Written statement submitted by Pakistan for the United Nations Security Council Open Debate on "United Nations peacekeeping operations: Transitions" (8 September 2021)

Madam President,

I would like to take this opportunity to congratulate you on assuming the Presidency of the Security Council. Let me also commend Ireland’s decision to select the agenda item ‘United Nations Peacekeeping Operations’ for convening this high-level debate on transitions. The debate carries a special value for my delegation given Pakistan’s longstanding status as a troop contributor to UN Peacekeeping and as a founding member of the UN Peacebuilding Commission.

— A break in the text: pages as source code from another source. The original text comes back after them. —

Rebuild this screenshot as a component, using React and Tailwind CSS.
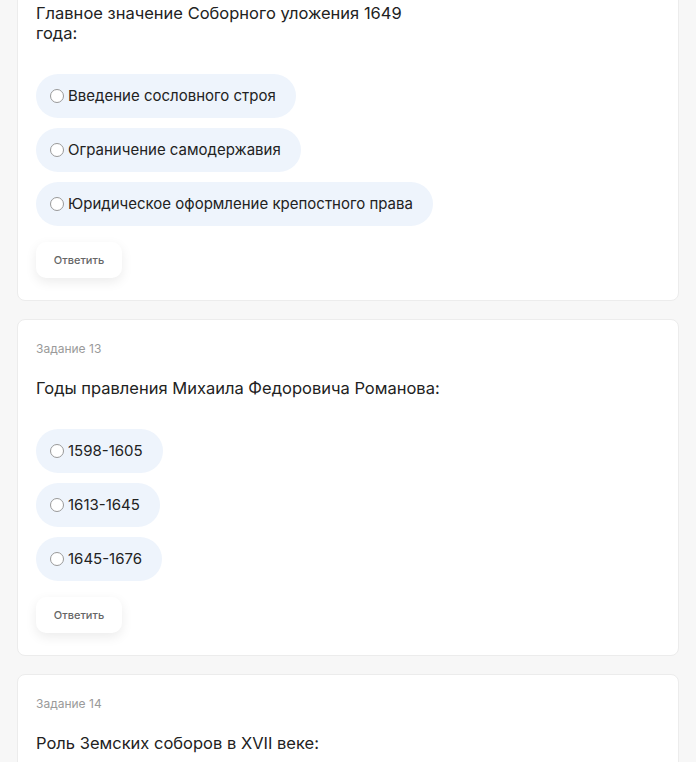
import React from "react";

const tasks = [
  {
    num: 12,
    question: ["Главное значение Соборного уложения 1649", "года:"],
    options: [
      "Введение сословного строя",
      "Ограничение самодержавия",
      "Юридическое оформление крепостного права",
    ],
  },
  {
    num: 13,
    question: ["Годы правления Михаила Федоровича Романова:"],
    options: ["1598-1605", "1613-1645", "1645-1676"],
  },
  {
    num: 14,
    question: ["Роль Земских соборов в XVII веке:"],
    options: [
      "Совещательный орган при царе",
      "Высший законодательный орган",
      "Судебная инстанция",
    ],
  },
];

const TaskCard = ({ task }) => {
  return (
    <div className="bg-white border border-[#ececec] rounded-lg px-[18px] pt-[22px] pb-[22px]">
      <p className="text-[12px] leading-[14px] text-[#9a9a9a]">
        Задание {task.num}
      </p>
      <h2 className="mt-[22px] text-[16.5px] leading-[20px] text-[#222]">
        {task.question.map((line, i) => (
          <span key={i} className="block">
            {line}
          </span>
        ))}
      </h2>
      <div className="mt-[31px] flex flex-col items-start gap-[10px]">
        {task.options.map((item, index) => (
          <label
            key={index}
            className="h-[44px] flex items-center gap-[4px] pl-[14px] pr-[20px] rounded-full bg-[#eef4fc] text-[15px] text-[#222] cursor-pointer"
          >
            <span className="w-[14px] h-[14px] rounded-full border border-[#999] bg-white" />
            <span>{item}</span>
          </label>
        ))}
      </div>
      <button className="mt-[16px] w-[86px] h-[36px] rounded-[10px] bg-white text-[11px] font-medium text-[#666] shadow-[0_4px_12px_rgba(0,0,0,0.08)]">
        Ответить
      </button>
    </div>
  );
};

export default function App() {
  return (
    <div
      className="min-h-screen bg-[#f7f7f7] px-[17px] overflow-hidden"
      style={{ fontFamily: "Inter, 'Noto Sans', sans-serif" }}
    >
      <div className="-mt-[56px] flex flex-col gap-[18px]">
        {tasks.map((task) => (
          <TaskCard key={task.num} task={task} />
        ))}
      </div>
    </div>
  );
}
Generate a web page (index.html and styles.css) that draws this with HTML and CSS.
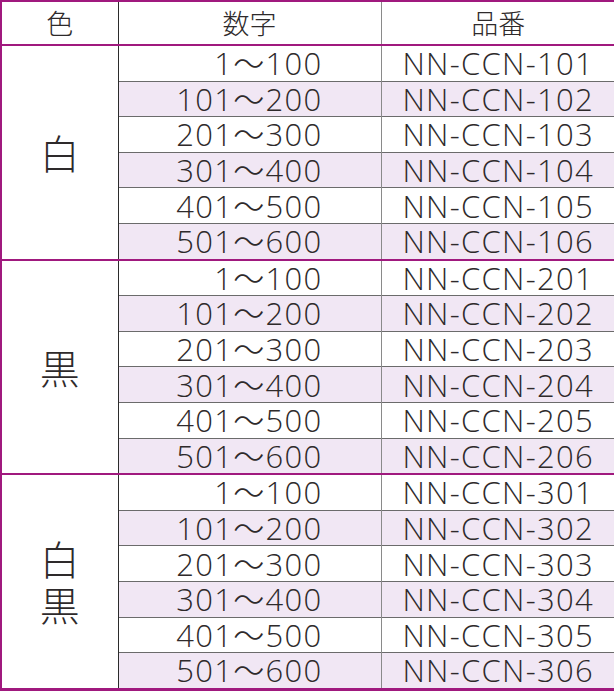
FILE: index.html
```html
<!DOCTYPE html>
<html lang="ja">
<head>
<meta charset="utf-8">
<link rel="stylesheet" href="styles.css">
</head>
<body>
<table class="spec">
  <colgroup><col class="w-color"><col class="w-num"><col class="w-code"></colgroup>
  <thead>
    <tr><th class="c-color">色</th><th class="c-num-h">数字</th><th class="c-code">品番</th></tr>
  </thead>
  <tbody>
    <tr><td class="c-color" rowspan="6">白</td><td class="c-num">1〜100</td><td class="c-code">NN-CCN-101</td></tr>
    <tr class="alt"><td class="c-num">101〜200</td><td class="c-code">NN-CCN-102</td></tr>
    <tr><td class="c-num">201〜300</td><td class="c-code">NN-CCN-103</td></tr>
    <tr class="alt"><td class="c-num">301〜400</td><td class="c-code">NN-CCN-104</td></tr>
    <tr><td class="c-num">401〜500</td><td class="c-code">NN-CCN-105</td></tr>
    <tr class="alt"><td class="c-num">501〜600</td><td class="c-code">NN-CCN-106</td></tr>
  </tbody>
  <tbody>
    <tr><td class="c-color" rowspan="6">黒</td><td class="c-num">1〜100</td><td class="c-code">NN-CCN-201</td></tr>
    <tr class="alt"><td class="c-num">101〜200</td><td class="c-code">NN-CCN-202</td></tr>
    <tr><td class="c-num">201〜300</td><td class="c-code">NN-CCN-203</td></tr>
    <tr class="alt"><td class="c-num">301〜400</td><td class="c-code">NN-CCN-204</td></tr>
    <tr><td class="c-num">401〜500</td><td class="c-code">NN-CCN-205</td></tr>
    <tr class="alt"><td class="c-num">501〜600</td><td class="c-code">NN-CCN-206</td></tr>
  </tbody>
  <tbody>
    <tr><td class="c-color stack" rowspan="6">白<br>黒</td><td class="c-num">1〜100</td><td class="c-code">NN-CCN-301</td></tr>
    <tr class="alt"><td class="c-num">101〜200</td><td class="c-code">NN-CCN-302</td></tr>
    <tr><td class="c-num">201〜300</td><td class="c-code">NN-CCN-303</td></tr>
    <tr class="alt"><td class="c-num">301〜400</td><td class="c-code">NN-CCN-304</td></tr>
    <tr><td class="c-num">401〜500</td><td class="c-code">NN-CCN-305</td></tr>
    <tr class="alt"><td class="c-num">501〜600</td><td class="c-code">NN-CCN-306</td></tr>
  </tbody>
</table>
</body>
</html>
```
FILE: styles.css
```css
html, body {
  margin: 0;
  padding: 0;
  background: #ffffff;
}

.spec {
  width: 614px;
  border-collapse: collapse;
  table-layout: fixed;
  border: 2px solid #a0197e;
  border-bottom-width: 3px;
  font-family: "Open Sans", "Noto Sans CJK JP", sans-serif;
  font-weight: 300;
  color: #2e2a2b;
}

.w-color { width: 117px; }
.w-num { width: 263px; }
.w-code { width: 234px; }

.spec thead th {
  height: 42px;
  padding: 0;
  font-family: "Noto Sans CJK JP", sans-serif;
  font-weight: 300;
  font-size: 27px;
  line-height: 30px;
  text-align: center;
  border-bottom: 2px solid #a0197e;
}

.spec tbody {
  border-top: 2px solid #a0197e;
}

.spec td {
  height: 34.6px;
  padding: 0;
  font-size: 31px;
  line-height: 30px;
  letter-spacing: 1.3px;
  border-top: 1px solid #6b6b6b;
}

.spec tr.alt td {
  background: #f1e7f4;
}

.spec .c-color {
  border-right: 1px solid #2b2b2b;
  text-align: center;
  background: #ffffff;
}

.spec td.c-color {
  font-family: "Noto Sans CJK JP", sans-serif;
  font-size: 40px;
  line-height: 46px;
  letter-spacing: 0;
}

.spec .c-num-h {
  border-right: 1px solid #8a8a8a;
}

.spec td.c-num {
  text-align: right;
  padding-right: 58px;
  border-right: 1px solid #8a8a8a;
}

.spec .c-code {
  text-align: center;
  padding-left: 1px;
}
```
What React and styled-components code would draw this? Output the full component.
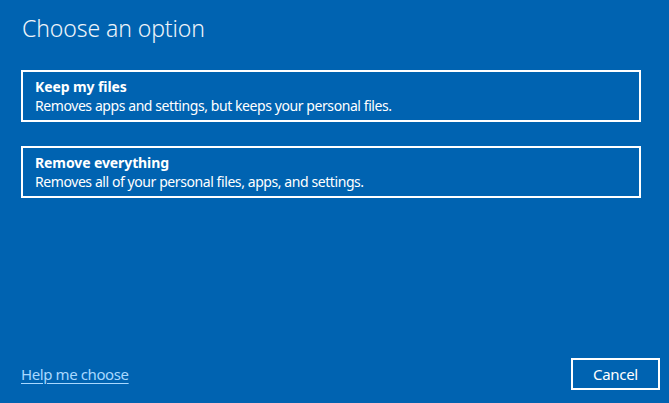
import React from 'react';
import styled, { createGlobalStyle } from 'styled-components';

const GlobalStyle = createGlobalStyle`
  html, body {
    margin: 0;
    padding: 0;
    background-color: #0063b1;
  }
  body {
    font-family: "Noto Sans", "Open Sans", sans-serif;
    color: #fff;
  }
`;

const Screen = styled.div`
  width: 669px;
  height: 403px;
  box-sizing: border-box;
  background-color: #0063b1;
  padding: 12px 9px 13px 21px;
  display: flex;
  flex-direction: column;
`;

const Title = styled.h1`
  margin: 0 0 0 1px;
  font-size: 23px;
  font-weight: 300;
  line-height: 32px;
  letter-spacing: -0.1px;
  color: #eef4fa;
`;

const OptionList = styled.div`
  display: flex;
  flex-direction: column;
  gap: 24px;
  margin-top: 26px;
`;

const Option = styled.button`
  width: 620px;
  height: 52px;
  box-sizing: border-box;
  border: 2px solid #fff;
  background: transparent;
  color: #fff;
  text-align: left;
  padding: 5px 12px 0;
  font-family: inherit;
  cursor: pointer;
  display: flex;
  flex-direction: column;
`;

const OptionTitle = styled.span`
  font-size: 14px;
  font-weight: 700;
  line-height: 19px;
  letter-spacing: -0.1px;
`;

const OptionText = styled.span`
  font-size: 14px;
  line-height: 19px;
  letter-spacing: -0.42px;
`;

const Footer = styled.div`
  margin-top: auto;
  display: flex;
  align-items: center;
  justify-content: space-between;
`;

const HelpLink = styled.a`
  font-size: 15px;
  letter-spacing: -0.4px;
  color: #a8d8ff;
  text-decoration: underline;
  text-underline-offset: 3px;
  cursor: pointer;
`;

const CancelButton = styled.button`
  width: 89px;
  height: 32px;
  box-sizing: border-box;
  border: 2px solid #fff;
  background: transparent;
  color: #fff;
  font-family: inherit;
  font-size: 15px;
  letter-spacing: -0.3px;
  cursor: pointer;
`;

const options = [
  { title: 'Keep my files', text: 'Removes apps and settings, but keeps your personal files.' },
  { title: 'Remove everything', text: 'Removes all of your personal files, apps, and settings.' },
];

const App = () => (
  <>
    <GlobalStyle />
    <Screen>
      <Title>Choose an option</Title>
      <OptionList>
        {options.map((o) => (
          <Option key={o.title}>
            <OptionTitle>{o.title}</OptionTitle>
            <OptionText>{o.text}</OptionText>
          </Option>
        ))}
      </OptionList>
      <Footer>
        <HelpLink>Help me choose</HelpLink>
        <CancelButton>Cancel</CancelButton>
      </Footer>
    </Screen>
  </>
);

export default App;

Management of peacekeeping transitions is a key element defining the success of modern peace and security architecture. A seamless transition, for example, from a peacekeeping mission to a UN country team, depends on the capacity of the UN system, including that of the key UN organs and entities at the headquarters, to respond to the ever-changing threat dynamics in the field. A key component of this response is the ability to introduce, early in the life of a peacekeeping mission, context specific peacebuilding initiatives. Undertaking preventive diplomacy and tailor-made peacebuilding activities at an early stage help mitigate the risks of breakout, continuation or relapse of conflict. In the words of UN Secretary General: ‘Instead of responding to crisis, we need to invest far more in prevention’. It is out of these considerations that Pakistan has proposed allocating a certain percentage of peacekeeping budget to peacebuilding activities, especially during the drawdown phase of a peacekeeping mission.

The Security Council with its power to define peacekeeping mandates has the primary role in developing a robust transition framework, based on a coherent and comprehensive analysis of the root causes of conflict. In this regard, Pakistan would like to underline the following points:

Madam President,

Pakistani peacekeeping contingents have played a key role in some of the most successful UN peacekeeping transitions such as in Liberia, Sierra Leone, Burundi and Timor-Leste. Our peacekeepers have also supported host authorities in holding peaceful elections, disarmament of rebels, demining operations and protection of civilians including through capacity building and training of local police and other law enforcement agencies. In 2019, Pakistan deployed its first all-female community engagement team in Democratic Republic of Congo, which undertook several successful peacebuilding initiatives including vocational trainings for students, teachers and women, and conducted psychological workshops for the Congolese police. Following the drawdown of United Nations Assistance Mission in Darfur (UNAMID), a female officer of Pakistan Police Service, Ms. Helena Iqbal was recently appointed as the Police Commissioner in United Nations Integrated Transition Assistance Mission in Sudan (UNITAMS). These deployments reflect Pakistan’s deep-rooted commitment to women’s critical role in promotion of sustainable peace and security.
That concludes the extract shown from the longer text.